--- START Working data ---
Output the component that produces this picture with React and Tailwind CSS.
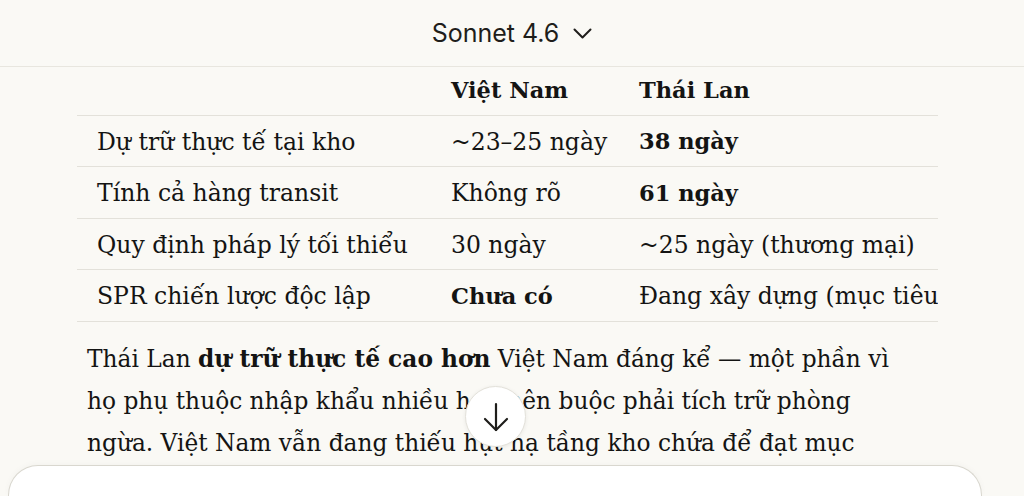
import React from "react";

const rows = [
  { label: "Dự trữ thực tế tại kho", vn: "~23–25 ngày", th: "38 ngày", vnBold: false, thBold: true },
  { label: "Tính cả hàng transit", vn: "Không rõ", th: "61 ngày", vnBold: false, thBold: true },
  { label: "Quy định pháp lý tối thiểu", vn: "30 ngày", th: "~25 ngày (thương mại)", vnBold: false, thBold: false },
  { label: "SPR chiến lược độc lập", vn: "Chưa có", th: "Đang xây dựng (mục tiêu 90 ngày)", vnBold: true, thBold: false },
];

const serif = { fontFamily: '"DejaVu Serif", "Liberation Serif", serif' };

const App = () => {
  return (
    <div className="relative h-[496px] w-[1024px] overflow-hidden bg-[#faf9f5] text-[#141413] flex flex-col">
      {/* Model picker */}
      <header className="h-[67px] shrink-0 border-b border-[#e8e6df] flex items-center justify-center">
        <button className="flex items-center gap-[14px] text-[25px] text-[#1f1e1b] font-['Inter',sans-serif] pt-[1px]">
          <span>Sonnet 4.6</span>
          <svg width="19" height="11" viewBox="0 0 19 11" fill="none" stroke="currentColor" strokeWidth="2" strokeLinecap="round" strokeLinejoin="round">
            <path d="M1.5 1.5 9.5 9.5 17.5 1.5" />
          </svg>
        </button>
      </header>

      {/* Message body */}
      <main className="flex-1 overflow-hidden" style={serif}>
        <div className="ml-[77px] w-[861px] overflow-hidden">
          <table className="w-[1100px] border-collapse text-[23.5px] text-left">
            <thead>
              <tr className="h-[48px] border-b border-[#e3e1da]">
                <th className="w-[354px] pl-[20px]"></th>
                <th className="w-[188px] pl-[20px] font-bold text-[22.5px]">Việt Nam</th>
                <th className="pl-[20px] font-bold text-[22.5px]">Thái Lan</th>
              </tr>
            </thead>
            <tbody>
              {rows.map((row, idx) => (
                <tr key={idx} className="h-[51.5px] border-b border-[#e3e1da]">
                  <td className="pl-[20px] pt-[3px] whitespace-nowrap">{row.label}</td>
                  <td className={`pl-[20px] pt-[3px] whitespace-nowrap ${row.vnBold ? "font-bold text-[22.5px]" : ""}`}>{row.vn}</td>
                  <td className={`pl-[20px] pt-[3px] whitespace-nowrap ${row.thBold ? "font-bold text-[22.5px]" : ""}`}>{row.th}</td>
                </tr>
              ))}
            </tbody>
          </table>
        </div>

        <p className="mt-[16px] pl-[87px] text-[23.3px] leading-[42px] whitespace-nowrap">
          Thái Lan <strong className="font-bold">dự trữ thực tế cao hơn</strong> Việt Nam đáng kể — một phần vì
          <br />
          họ phụ thuộc nhập khẩu nhiều hơn nên buộc phải tích trữ phòng
          <br />
          ngừa. Việt Nam vẫn đang thiếu hụt hạ tầng kho chứa để đạt mục
        </p>
      </main>

      {/* Scroll to bottom */}
      <button className="absolute left-[465px] top-[386px] w-[61px] h-[61px] rounded-full bg-white border border-[#e3e1da] shadow-[0_1px_4px_rgba(0,0,0,0.07)] flex items-center justify-center text-[#1f1e1b]">
        <svg width="26" height="30" viewBox="0 0 26 30" fill="none" stroke="currentColor" strokeWidth="2.2" strokeLinecap="round" strokeLinejoin="round">
          <path d="M13 2v26" />
          <path d="M2 17l11 11 11-11" />
        </svg>
      </button>

      {/* Composer */}
      <div className="shrink-0 h-[31px] ml-[8px] mr-[42px] bg-white border border-b-0 border-[#d9d7cf] rounded-t-[30px] shadow-[0_-1px_6px_rgba(0,0,0,0.03)]"></div>
    </div>
  );
};

export default App;
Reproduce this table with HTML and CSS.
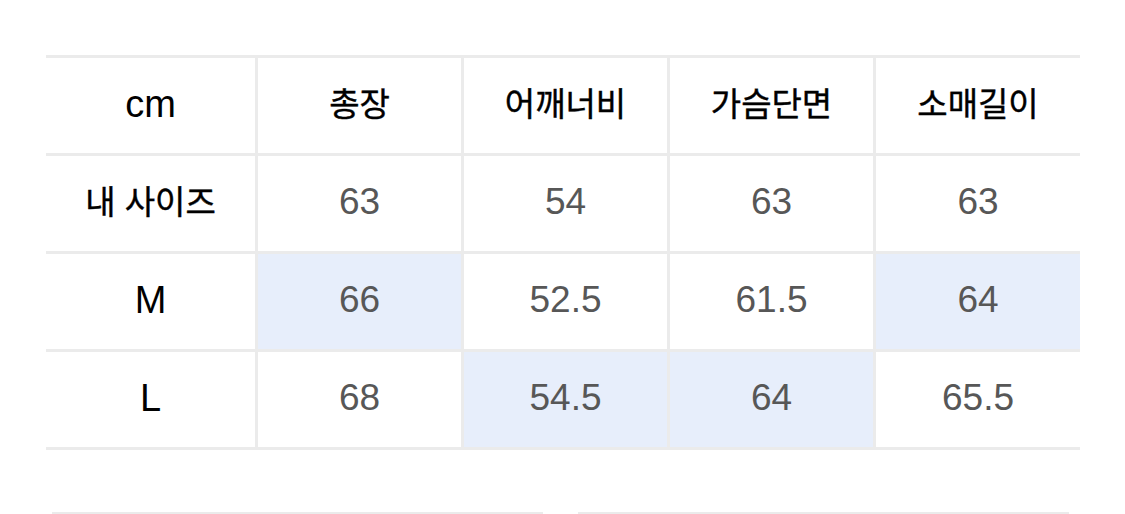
FILE: index.html
```html
<!DOCTYPE html>
<html lang="ko">
<head>
<meta charset="utf-8">
<link rel="stylesheet" href="styles.css">
</head>
<body>
<div class="page">
  <div class="size-table">
    <div class="cell head"><span class="lat">cm</span></div>
    <div class="cell head"><span class="ko">총장</span></div>
    <div class="cell head"><span class="ko">어깨너비</span></div>
    <div class="cell head"><span class="ko">가슴단면</span></div>
    <div class="cell head"><span class="ko">소매길이</span></div>

    <div class="cell head"><span class="ko">내 사이즈</span></div>
    <div class="cell val">63</div>
    <div class="cell val">54</div>
    <div class="cell val">63</div>
    <div class="cell val">63</div>

    <div class="cell head"><span class="lat">M</span></div>
    <div class="cell val hl">66</div>
    <div class="cell val">52.5</div>
    <div class="cell val">61.5</div>
    <div class="cell val hl">64</div>

    <div class="cell head"><span class="lat">L</span></div>
    <div class="cell val">68</div>
    <div class="cell val hl">54.5</div>
    <div class="cell val hl">64</div>
    <div class="cell val">65.5</div>
  </div>
  <div class="actions">
    <div class="btn"></div>
    <div class="btn"></div>
  </div>
</div>
</body>
</html>
```

FILE: styles.css
```css
html, body {
  margin: 0;
  padding: 0;
  background: #ffffff;
}
body {
  width: 1125px;
  height: 514px;
  overflow: hidden;
  font-family: "Liberation Sans", "Noto Sans CJK KR", sans-serif;
}
.page {
  padding: 55px 0 0 46px;
}
.size-table {
  display: grid;
  width: 1034px;
  grid-template-columns: 209px 203px 203px 203px 204px;
  grid-auto-rows: 95px;
  gap: 3px;
  background: #ebebeb;
  border-top: 3px solid #ebebeb;
  border-bottom: 3px solid #ebebeb;
}
.cell {
  background: #ffffff;
  display: flex;
  align-items: center;
  justify-content: center;
}
.head {
  color: #000000;
}
.lat {
  font-size: 38px;
  font-family: "Liberation Sans", sans-serif;
  margin-top: -3px;
}
.ko {
  font-size: 33px;
  font-weight: 400;
  font-family: "Noto Sans CJK KR", sans-serif;
  margin-top: -7px;
  -webkit-text-stroke: 0.4px #000000;
}
.val {
  font-size: 37px;
  color: #575757;
  font-family: "Liberation Sans", sans-serif;
  padding-bottom: 4px;
}
.hl {
  background: #e7eefb;
}
.actions {
  display: flex;
  gap: 35px;
  margin-top: 62px;
  margin-left: 6px;
}
.btn {
  width: 491px;
  height: 0;
  border-top: 2px solid #ebebeb;
}
```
--- END Working data ---
== What you should do ==
Output the material word for word, omitting its pictures.

== Written response ==
Output the component that produces this picture with React and Tailwind CSS.
import React from "react";

const rows = [
  { label: "Dự trữ thực tế tại kho", vn: "~23–25 ngày", th: "38 ngày", vnBold: false, thBold: true },
  { label: "Tính cả hàng transit", vn: "Không rõ", th: "61 ngày", vnBold: false, thBold: true },
  { label: "Quy định pháp lý tối thiểu", vn: "30 ngày", th: "~25 ngày (thương mại)", vnBold: false, thBold: false },
  { label: "SPR chiến lược độc lập", vn: "Chưa có", th: "Đang xây dựng (mục tiêu 90 ngày)", vnBold: true, thBold: false },
];

const serif = { fontFamily: '"DejaVu Serif", "Liberation Serif", serif' };

const App = () => {
  return (
    <div className="relative h-[496px] w-[1024px] overflow-hidden bg-[#faf9f5] text-[#141413] flex flex-col">
      {/* Model picker */}
      <header className="h-[67px] shrink-0 border-b border-[#e8e6df] flex items-center justify-center">
        <button className="flex items-center gap-[14px] text-[25px] text-[#1f1e1b] font-['Inter',sans-serif] pt-[1px]">
          <span>Sonnet 4.6</span>
          <svg width="19" height="11" viewBox="0 0 19 11" fill="none" stroke="currentColor" strokeWidth="2" strokeLinecap="round" strokeLinejoin="round">
            <path d="M1.5 1.5 9.5 9.5 17.5 1.5" />
          </svg>
        </button>
      </header>

      {/* Message body */}
      <main className="flex-1 overflow-hidden" style={serif}>
        <div className="ml-[77px] w-[861px] overflow-hidden">
          <table className="w-[1100px] border-collapse text-[23.5px] text-left">
            <thead>
              <tr className="h-[48px] border-b border-[#e3e1da]">
                <th className="w-[354px] pl-[20px]"></th>
                <th className="w-[188px] pl-[20px] font-bold text-[22.5px]">Việt Nam</th>
                <th className="pl-[20px] font-bold text-[22.5px]">Thái Lan</th>
              </tr>
            </thead>
            <tbody>
              {rows.map((row, idx) => (
                <tr key={idx} className="h-[51.5px] border-b border-[#e3e1da]">
                  <td className="pl-[20px] pt-[3px] whitespace-nowrap">{row.label}</td>
                  <td className={`pl-[20px] pt-[3px] whitespace-nowrap ${row.vnBold ? "font-bold text-[22.5px]" : ""}`}>{row.vn}</td>
                  <td className={`pl-[20px] pt-[3px] whitespace-nowrap ${row.thBold ? "font-bold text-[22.5px]" : ""}`}>{row.th}</td>
                </tr>
              ))}
            </tbody>
          </table>
        </div>

        <p className="mt-[16px] pl-[87px] text-[23.3px] leading-[42px] whitespace-nowrap">
          Thái Lan <strong className="font-bold">dự trữ thực tế cao hơn</strong> Việt Nam đáng kể — một phần vì
          <br />
          họ phụ thuộc nhập khẩu nhiều hơn nên buộc phải tích trữ phòng
          <br />
          ngừa. Việt Nam vẫn đang thiếu hụt hạ tầng kho chứa để đạt mục
        </p>
      </main>

      {/* Scroll to bottom */}
      <button className="absolute left-[465px] top-[386px] w-[61px] h-[61px] rounded-full bg-white border border-[#e3e1da] shadow-[0_1px_4px_rgba(0,0,0,0.07)] flex items-center justify-center text-[#1f1e1b]">
        <svg width="26" height="30" viewBox="0 0 26 30" fill="none" stroke="currentColor" strokeWidth="2.2" strokeLinecap="round" strokeLinejoin="round">
          <path d="M13 2v26" />
          <path d="M2 17l11 11 11-11" />
        </svg>
      </button>

      {/* Composer */}
      <div className="shrink-0 h-[31px] ml-[8px] mr-[42px] bg-white border border-b-0 border-[#d9d7cf] rounded-t-[30px] shadow-[0_-1px_6px_rgba(0,0,0,0.03)]"></div>
    </div>
  );
};

export default App;
Reproduce this table with HTML and CSS.
FILE: index.html
```html
<!DOCTYPE html>
<html lang="ko">
<head>
<meta charset="utf-8">
<link rel="stylesheet" href="styles.css">
</head>
<body>
<div class="page">
  <div class="size-table">
    <div class="cell head"><span class="lat">cm</span></div>
    <div class="cell head"><span class="ko">총장</span></div>
    <div class="cell head"><span class="ko">어깨너비</span></div>
    <div class="cell head"><span class="ko">가슴단면</span></div>
    <div class="cell head"><span class="ko">소매길이</span></div>

    <div class="cell head"><span class="ko">내 사이즈</span></div>
    <div class="cell val">63</div>
    <div class="cell val">54</div>
    <div class="cell val">63</div>
    <div class="cell val">63</div>

    <div class="cell head"><span class="lat">M</span></div>
    <div class="cell val hl">66</div>
    <div class="cell val">52.5</div>
    <div class="cell val">61.5</div>
    <div class="cell val hl">64</div>

    <div class="cell head"><span class="lat">L</span></div>
    <div class="cell val">68</div>
    <div class="cell val hl">54.5</div>
    <div class="cell val hl">64</div>
    <div class="cell val">65.5</div>
  </div>
  <div class="actions">
    <div class="btn"></div>
    <div class="btn"></div>
  </div>
</div>
</body>
</html>
```

FILE: styles.css
```css
html, body {
  margin: 0;
  padding: 0;
  background: #ffffff;
}
body {
  width: 1125px;
  height: 514px;
  overflow: hidden;
  font-family: "Liberation Sans", "Noto Sans CJK KR", sans-serif;
}
.page {
  padding: 55px 0 0 46px;
}
.size-table {
  display: grid;
  width: 1034px;
  grid-template-columns: 209px 203px 203px 203px 204px;
  grid-auto-rows: 95px;
  gap: 3px;
  background: #ebebeb;
  border-top: 3px solid #ebebeb;
  border-bottom: 3px solid #ebebeb;
}
.cell {
  background: #ffffff;
  display: flex;
  align-items: center;
  justify-content: center;
}
.head {
  color: #000000;
}
.lat {
  font-size: 38px;
  font-family: "Liberation Sans", sans-serif;
  margin-top: -3px;
}
.ko {
  font-size: 33px;
  font-weight: 400;
  font-family: "Noto Sans CJK KR", sans-serif;
  margin-top: -7px;
  -webkit-text-stroke: 0.4px #000000;
}
.val {
  font-size: 37px;
  color: #575757;
  font-family: "Liberation Sans", sans-serif;
  padding-bottom: 4px;
}
.hl {
  background: #e7eefb;
}
.actions {
  display: flex;
  gap: 35px;
  margin-top: 62px;
  margin-left: 6px;
}
.btn {
  width: 491px;
  height: 0;
  border-top: 2px solid #ebebeb;
}
```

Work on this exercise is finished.